The company also responded to questions about Carlos Capacete, a former bank official for UBS in Puerto Rico. In interviews with FRONTLINE and NPR, Capacete said banks like UBS helped fuel the debt crisis in Puerto Rico. He also said he tried to warn UBS officials that brokers with UBS were skirting bank policies in order to boost bond sales.

“Mr Capecete [sic] is a disgruntled former employee of UBS who has tried to sue UBS on five separate occasions since he left the firm,” the bank said.

 It continued:

Our compliance practices are thorough, and extensive investigations are conducted when concerns are raised. Nothing about the firm’s non-purpose lending program was in violation of any federal banking regulation. As the firm has acknowledged in the past, UBS independently identified and brought to the attention of management that one financial advisor was advising his clients to use non-purpose loans as a means to purchase securities in violation of firm policy. After a thorough investigation confirmed the allegations, the broker in question was terminated.
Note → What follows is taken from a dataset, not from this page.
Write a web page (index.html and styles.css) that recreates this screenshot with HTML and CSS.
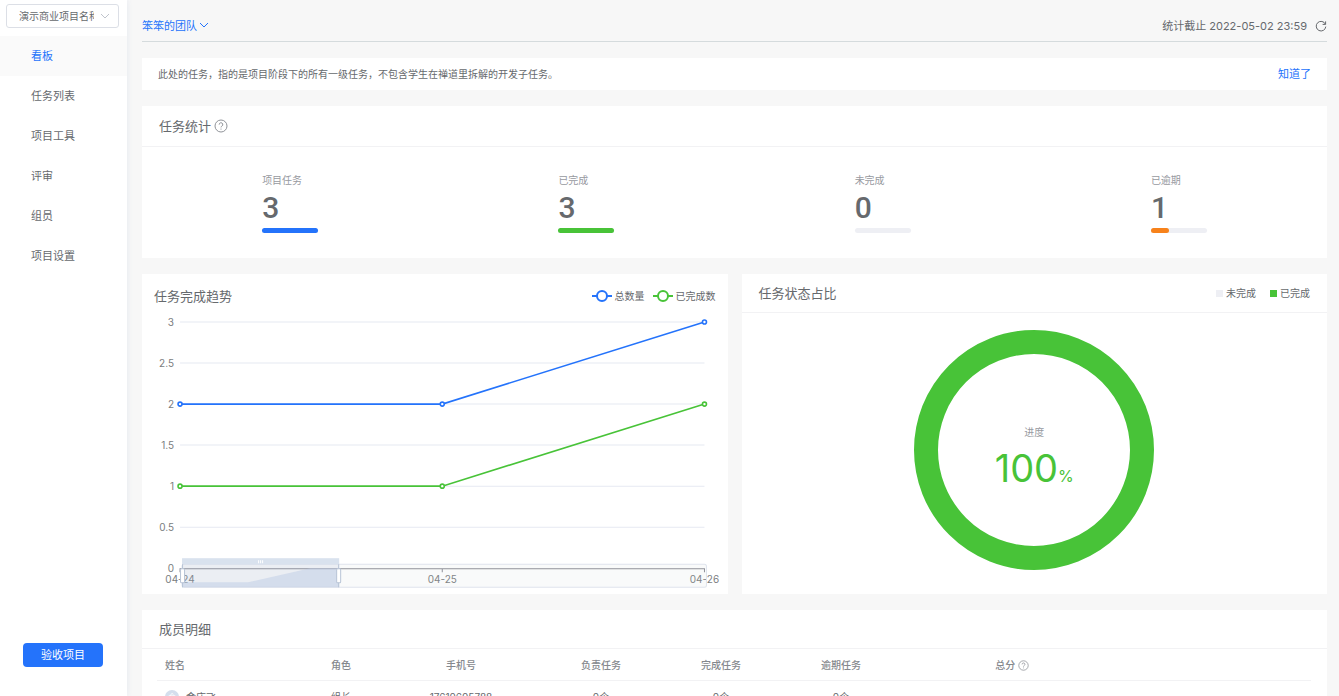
FILE: index.html
```html
<!doctype html>
<html lang="zh-CN">
  <head>
    <meta charset="UTF-8" />
    <meta name="viewport" content="width=device-width, initial-scale=1.0" />
    <title>看板</title>
    <link rel="stylesheet" href="styles.css">
  </head>
  <body>

    <aside class="sidebar">
      <div class="project-select">
        <select aria-label="项目">
          <option>演示商业项目名称</option>
        </select>
        <svg class="arrow" viewBox="0 0 10 6"><path d="M1 1l4 4 4-4" /></svg>
      </div>
      <nav class="menu">
        <a href="#" class="active">看板</a>
        <a href="#">任务列表</a>
        <a href="#">项目工具</a>
        <a href="#">评审</a>
        <a href="#">组员</a>
        <a href="#">项目设置</a>
      </nav>
      <button class="accept-btn">验收项目</button>
    </aside>

    <main class="main">
      <header class="top-bar">
        <button class="team-btn">笨笨的团队<svg viewBox="0 0 10 6"><path d="M1 1l4 4 4-4" /></svg></button>
        <div class="deadline">
          <span>统计截止 2022-05-02 23:59</span>
          <button class="refresh-btn" aria-label="刷新">
            <svg viewBox="0 0 12 12"><path d="M10.4 4.2A4.8 4.8 0 1 0 10.8 6.6M10.6 1.4v3h-3" /></svg>
          </button>
        </div>
      </header>

      <section class="notice">
        <p>此处的任务，指的是项目阶段下的所有一级任务，不包含学生在禅道里拆解的开发子任务。</p>
        <button>知道了</button>
      </section>

      <section class="card">
        <div class="card-head stats-head">
          <h3>任务统计</h3>
          <svg class="help" viewBox="0 0 14 14"><circle cx="7" cy="7" r="6" /><path d="M5.2 5.6a1.8 1.8 0 1 1 2.7 1.5Q7 7.6 7 8.4M7 9.6v1" /></svg>
        </div>
        <div class="stats">
          <div class="stat">
            <p>项目任务</p>
            <strong>3</strong>
            <div class="bar"><div class="blue" style="width: 100%"></div></div>
          </div>
          <div class="stat">
            <p>已完成</p>
            <strong>3</strong>
            <div class="bar"><div class="green" style="width: 100%"></div></div>
          </div>
          <div class="stat">
            <p>未完成</p>
            <strong>0</strong>
            <div class="bar"></div>
          </div>
          <div class="stat">
            <p>已逾期</p>
            <strong>1</strong>
            <div class="bar"><div class="orange" style="width: 33%"></div></div>
          </div>
        </div>
      </section>

      <div class="charts">
        <section class="card">
          <div class="trend-head">
            <h3>任务完成趋势</h3>
            <div class="legend">
              <span class="blue-line"><svg viewBox="0 0 20 12"><path d="M0 6h20" /><circle cx="10" cy="6" r="5" /></svg>总数量</span>
              <span class="green-line"><svg viewBox="0 0 20 12"><path d="M0 6h20" /><circle cx="10" cy="6" r="5" /></svg>已完成数</span>
            </div>
          </div>
          <svg class="trend" viewBox="0 0 585 284">
            <g class="grid">
              <path d="M38 12H562M38 53H562M38 94H562M38 135H562M38 176H562M38 217H562" />
            </g>
            <g class="axis-y">
              <text x="32" y="16">3</text>
              <text x="32" y="57">2.5</text>
              <text x="32" y="98">2</text>
              <text x="32" y="139">1.5</text>
              <text x="32" y="180">1</text>
              <text x="32" y="221">0.5</text>
              <text x="32" y="262">0</text>
            </g>
            <path class="axis-line" d="M38 262V258.500H562V262M300 258.500V262" />
            <g class="axis-x">
              <text x="38" y="273">04-24</text>
              <text x="300" y="273">04-25</text>
              <text x="562" y="273">04-26</text>
            </g>
            <g class="line blue-line">
              <path d="M38 94H300L562 12" />
              <circle cx="38" cy="94" r="2" />
              <circle cx="300" cy="94" r="2" />
              <circle cx="562" cy="12" r="2" />
            </g>
            <g class="line green-line">
              <path d="M38 176H300L562 94" />
              <circle cx="38" cy="176" r="2" />
              <circle cx="300" cy="176" r="2" />
              <circle cx="562" cy="94" r="2" />
            </g>
            <!-- data zoom -->
            <g class="zoom">
              <rect class="zoom-box" x="40" y="254" width="524" height="23" rx="2" />
              <path class="zoom-area" d="M40 272H106L168 258H197V277H40z" />
              <rect class="zoom-range" x="40" y="254" width="157" height="23" />
              <rect class="zoom-move" x="40" y="248" width="157" height="6" />
              <path class="zoom-grip" d="M116.500 250v3M118.500 250v3M120.500 250v3" />
              <path class="zoom-side" d="M40.500 254V277M196.500 254V277" />
              <rect class="zoom-handle" x="38.500" y="258.500" width="4" height="14" rx="1" />
              <rect class="zoom-handle" x="194.500" y="258.500" width="4" height="14" rx="1" />
            </g>
          </svg>
        </section>

        <section class="card">
          <div class="card-head ratio-head">
            <h3>任务状态占比</h3>
            <div class="ratio-legend">
              <span><i></i>未完成</span>
              <span><i class="green"></i>已完成</span>
            </div>
          </div>
          <div class="donut">
            <p>进度</p>
            <div class="percent">100<small>%</small></div>
          </div>
        </section>
      </div>

      <section class="card">
        <div class="card-head">
          <h3>成员明细</h3>
        </div>
        <table class="members">
          <colgroup>
            <col class="col-name"><col class="col-role"><col class="col-phone">
            <col class="col-task"><col class="col-task"><col class="col-task">
            <col class="col-score"><col>
          </colgroup>
          <thead>
            <tr>
              <th>姓名</th>
              <th>角色</th>
              <th>手机号</th>
              <th>负责任务</th>
              <th>完成任务</th>
              <th>逾期任务</th>
              <th>总分 <svg class="help" viewBox="0 0 14 14"><circle cx="7" cy="7" r="6" /><path d="M5.2 5.6a1.8 1.8 0 1 1 2.7 1.5Q7 7.6 7 8.4M7 9.6v1" /></svg></th>
              <th></th>
            </tr>
          </thead>
          <tbody>
            <tr>
              <td><div class="member"><span class="avatar">金</span>金庆飞</div></td>
              <td>组长</td>
              <td>17610605788</td>
              <td>0个</td>
              <td>0个</td>
              <td>0个</td>
              <td></td>
              <td></td>
            </tr>
          </tbody>
        </table>
      </section>
    </main>

  </body>
</html>
```

FILE: styles.css
```css
* {
  box-sizing: border-box;
}
body {
  display: flex;
  height: 100vh;
  margin: 0;
  overflow: hidden;
  background-color: #f7f7f7;
  color: #66696d;
  font-family: Inter, "Noto Sans CJK SC", sans-serif;
  font-size: 11px;
  line-height: 16px;
}
h3, p {
  margin: 0;
  font-weight: 400;
}
h3 {
  font-size: 13px;
  line-height: 20px;
}
button {
  padding: 0;
  border: 0;
  background: none;
  color: #2473fb;
  font: inherit;
  cursor: pointer;
}
svg {
  fill: none;
  stroke: currentColor;
}

.sidebar {
  display: flex;
  flex-direction: column;
  flex: none;
  width: 127px;
  padding-bottom: 29px;
  background-color: white;
  box-shadow: 0 0 6px #e4e8f0;
}
.project-select {
  position: relative;
  margin: 4px 8px 8px 6px;
}
.project-select select {
  display: block;
  appearance: none;
  width: 100%;
  height: 24px;
  padding: 0 24px 0 12px;
  border: 1px solid #dcdfe6;
  border-radius: 3px;
  background-color: white;
  color: #66696d;
  font: inherit;
  font-size: 10px;
}
.project-select .arrow {
  position: absolute;
  top: 9px;
  right: 9px;
  width: 10px;
  color: #c0c4cc;
}
.menu a {
  display: block;
  padding: 1px 0 0 31px;
  color: #66696d;
  line-height: 39px;
  text-decoration: none;
}
.menu .active {
  background-color: #fafafa;
  color: #2473fb;
}
.accept-btn {
  width: 80px;
  height: 24px;
  margin: auto auto 0 23px;
  border-radius: 4px;
  background-color: #2473fb;
  color: white;
}

.main {
  flex: 1;
  min-width: 0;
  padding: 10px 12px 0 15px;
}
.top-bar {
  display: flex;
  align-items: center;
  justify-content: space-between;
  height: 32px;
  border-bottom: 1px solid #d5dbdd;
}
.team-btn svg {
  width: 10px;
  height: 6px;
  margin: 0 0 2px 2px;
}
.deadline {
  display: flex;
  align-items: center;
  gap: 8px;
}
.refresh-btn {
  display: flex;
  color: #66696d;
}
.refresh-btn svg {
  width: 12px;
}
.notice {
  display: flex;
  align-items: center;
  justify-content: space-between;
  height: 32px;
  margin: 16px 0;
  padding: 0 16px;
  background-color: white;
  font-size: 10px;
}
.notice button {
  font-size: 11px;
}

.card {
  margin-bottom: 16px;
  background-color: white;
}
.card-head {
  display: flex;
  align-items: center;
  padding: 9px 17px;
  border-bottom: 1px solid #f2f2f4;
}
.stats-head {
  gap: 3px;
  padding: 10px 17px;
}
.help {
  width: 14px;
  color: #909399;
}
.stats {
  display: grid;
  grid-template-columns: repeat(4, 1fr);
  padding: 25px 0;
}
.stat {
  width: 56px;
  margin: 0 auto;
}
.stat p {
  color: #979a9f;
  font-size: 10px;
}
.stat strong {
  display: block;
  font-family: Roboto, sans-serif;
  font-size: 30px;
  font-weight: 500;
  line-height: 40px;
}
.bar {
  height: 5px;
  border-radius: 3px;
  background-color: #eeeff4;
}
.bar div {
  height: 5px;
  border-radius: 3px;
}
.bar .blue { background-color: #2473fb; }
.bar .orange { background-color: #f7821b; }
.green { background-color: #48c338; }

.charts {
  display: grid;
  grid-template-columns: 1fr 1fr;
  gap: 14px;
}
.trend-head {
  display: flex;
  align-items: center;
  justify-content: space-between;
  padding: 12px 12px 4px;
}
.legend {
  display: flex;
  gap: 8px;
  font-size: 10px;
}
.legend span {
  display: flex;
  align-items: center;
  gap: 3px;
}
.legend svg {
  width: 20px;
  stroke-width: 2;
}
.legend circle, .line circle {
  fill: white;
}
.blue-line svg, .line.blue-line { stroke: #2473fb; }
.green-line svg, .line.green-line { stroke: #48c338; }
.trend {
  display: block;
  width: 100%;
}
.trend text {
  stroke: none;
  fill: #7a7d80;
  font-size: 10px;
}
.grid { stroke: #e6e9f2; }
.axis-y { text-anchor: end; }
.axis-x { text-anchor: middle; }
.axis-line { stroke: #8a8a94; }
.line { stroke-width: 1.6; }
.zoom-box {
  fill: #c8ccd21a;
  stroke: #dfe4ed;
}
.zoom-area {
  fill: #c6d3ea88;
  stroke: none;
}
.zoom-range {
  fill: #8f9fc71f;
  stroke: none;
}
.zoom-move {
  fill: #d9e2ee;
  stroke: none;
}
.zoom-grip { stroke: white; }
.zoom-side { stroke: #b8c4d6; }
.zoom-handle {
  fill: white;
  stroke: #b8c4d6;
}

.ratio-head {
  justify-content: space-between;
}
.ratio-legend {
  display: flex;
  gap: 14px;
  font-size: 10px;
}
.ratio-legend span {
  display: flex;
  align-items: center;
  gap: 3px;
}
.ratio-legend i {
  width: 7px;
  height: 7px;
}
.ratio-legend i:not(.green) {
  background-color: #eeeff4;
}
.donut {
  display: flex;
  flex-direction: column;
  align-items: center;
  width: 240px;
  height: 240px;
  margin: 17px auto;
  padding-top: 70px;
  border: 24px solid #48c338;
  border-radius: 50%;
}
.donut p {
  color: #979a9f;
  font-size: 10px;
}
.percent {
  color: #48c338;
  font-size: 38px;
  font-weight: 400;
  line-height: 56px;
}
.percent small {
  font-size: 16px;
}

.members {
  width: calc(100% - 31px);
  margin: 0 16px 0 15px;
  border-spacing: 0;
  table-layout: fixed;
  font-size: 10px;
  text-align: center;
}
.members th, .members td {
  height: 32px;
  padding: 0;
  border-bottom: 1px solid #f2f2f4;
}
.members th {
  color: #85888d;
  font-weight: 500;
}
.members th:first-child, .members td:first-child {
  padding-left: 8px;
  text-align: left;
}
.members .help {
  width: 11px;
  vertical-align: -2px;
}
.col-name { width: 144px; }
.col-role { width: 80px; }
.col-phone { width: 160px; }
.col-task { width: 120px; }
.col-score { width: 222px; }
.member {
  display: flex;
  align-items: center;
  gap: 7px;
}
.avatar {
  width: 14px;
  height: 14px;
  border-radius: 50%;
  background-color: #d4deec;
  color: white;
  font-size: 8px;
  line-height: 14px;
  text-align: center;
}
```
We also reached out to several major banks that were involved in underwriting Puerto Rican bonds to ask them about their involvement in a $3.5 billion debt offering in 2014 — the largest bond offering of its kind in U.S. history. Most banks declined to speak on the record, but several provided written statements.

Morgan Stanley wrote:

In March 2014, Morgan Stanley helped Puerto Rico raise $3.5 billion to restructure its debts and pay off some of its obligations. The termination of our and other counterparties’ swap agreements that were included in the deal were triggered by ratings downgrades and fully disclosed to investors with at least six separate references in the bond prospectus. Some eight months after this transaction, Morgan Stanley extended an additional $250 million in credit to Puerto Rico and related entities to help manage its liquidity.

Oriental said:

While Oriental might have been listed as an underwriter of the $3.5 billion 2014 GO bond issue, it had no other involvement. It received no allocation on of bonds from the lead manager of the underwriting group. It did not purchase, sell or distribute any of the bonds as an underwriter. It received no underwriting compensation on related to this transaction, and it did not participate in or have any influence over the selection on of the bonds to be refunded by the government from the 2014 GO bond issue.

Santander wrote:

When the Puerto Rican government went to the public market with a bond issuance in 2014, many banks participated in the underwriting and distribution of the debt as part of a syndicate of broker dealers.

Santander’s role in this bond offering as an underwriter was minimal and we did not sell these bonds since this issuance was offered in the Municipal Tax Exempt market in the US. The performance of investments following Puerto Rico’s economic decline is an issue being dealt with across the financial services industry. We continue to work through these legacy issues and support our clients in Puerto Rico in a difficult economic climate that has been compounded by the impact of Hurricane Maria.